The real opportunity is infrastructure
The biggest opportunity is not a single voice assistant app. It is the infrastructure underneath. India’s agriculture system is fragmented across crop advisory, credit access, insurance, market linkage, government schemes, weather intelligence, and supply chain coordination. Each operates through separate platforms, often disconnected from each other. Voice AI can become the common interface layer across all of them.
A farmer should not need five apps to solve five problems. A single conversational system could connect them to advisory, input recommendations, mandi prices, insurance updates, and government schemes through one interface.

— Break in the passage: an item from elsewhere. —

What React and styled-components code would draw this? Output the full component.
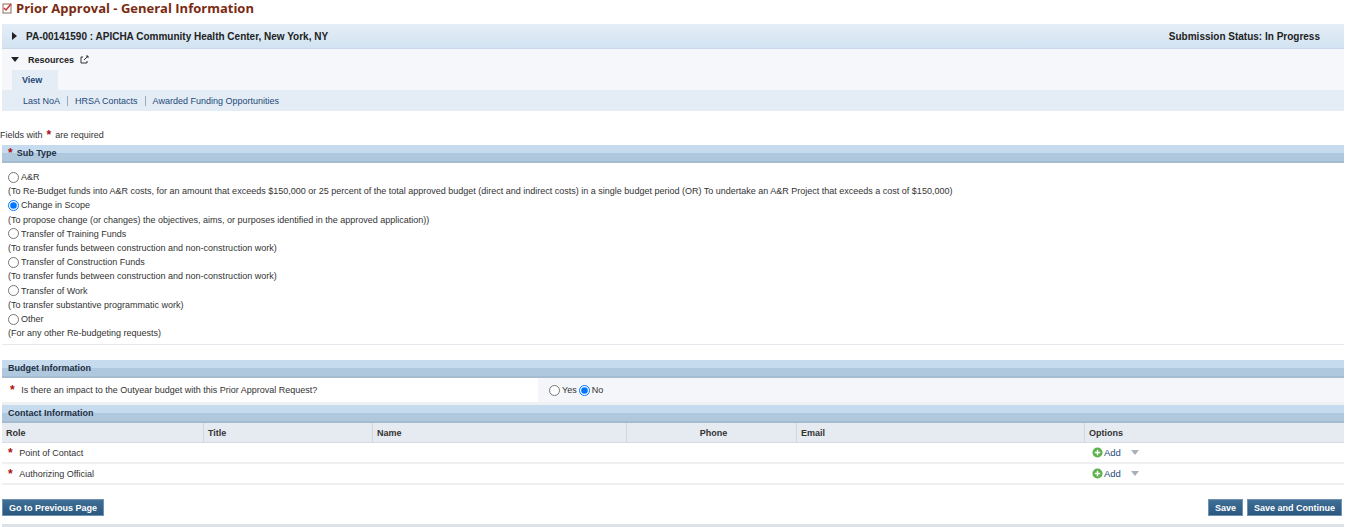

That is why voice should be seen as infrastructure, not just customer support. It is the layer that makes digital agriculture usable.
Challenges remain
The opportunity is large, but execution is difficult. Agricultural voice AI in India faces real constraints. Language diversity is one of the biggest. India’s agricultural economy runs across dozens of languages and dialects. Accuracy in Hindi alone is not enough. Systems must understand accents, regional terminology, and crop-specific vocabulary.
Trust and reliability are equally important. Farmers will only rely on voice systems if advice is consistently useful. One wrong recommendation during a pest outbreak can permanently damage trust.
Agriculture is also deeply local. Soil type, weather patterns, crop cycles, and regional practices all affect decision-making. Voice AI must go beyond generic answers and become context-aware.
Monetization remains another unresolved issue. Whether farmers, enterprises, governments, or ecosystem partners ultimately pay for this infrastructure is still an open question. This is not just a technology challenge. It is a systems challenge.
Why this matters now
India is entering a period where agricultural productivity, climate resilience, and rural incomes are becoming increasingly interconnected.
Climate volatility is making decision-making harder. Farmers need faster, more precise, and more trusted information than ever before.
At the same time, smartphones and digital public infrastructure have created the foundation for new delivery models. The missing layer is often not data, but access. Voice systems helps farmers turn information into action.
Beyond agriculture
The importance of this shift extends beyond farming. The same pattern is visible in healthcare, legal systems, and public service delivery: technology adoption improves when systems become conversational rather than procedural.
Agriculture is simply one of the clearest places where this transition is visible.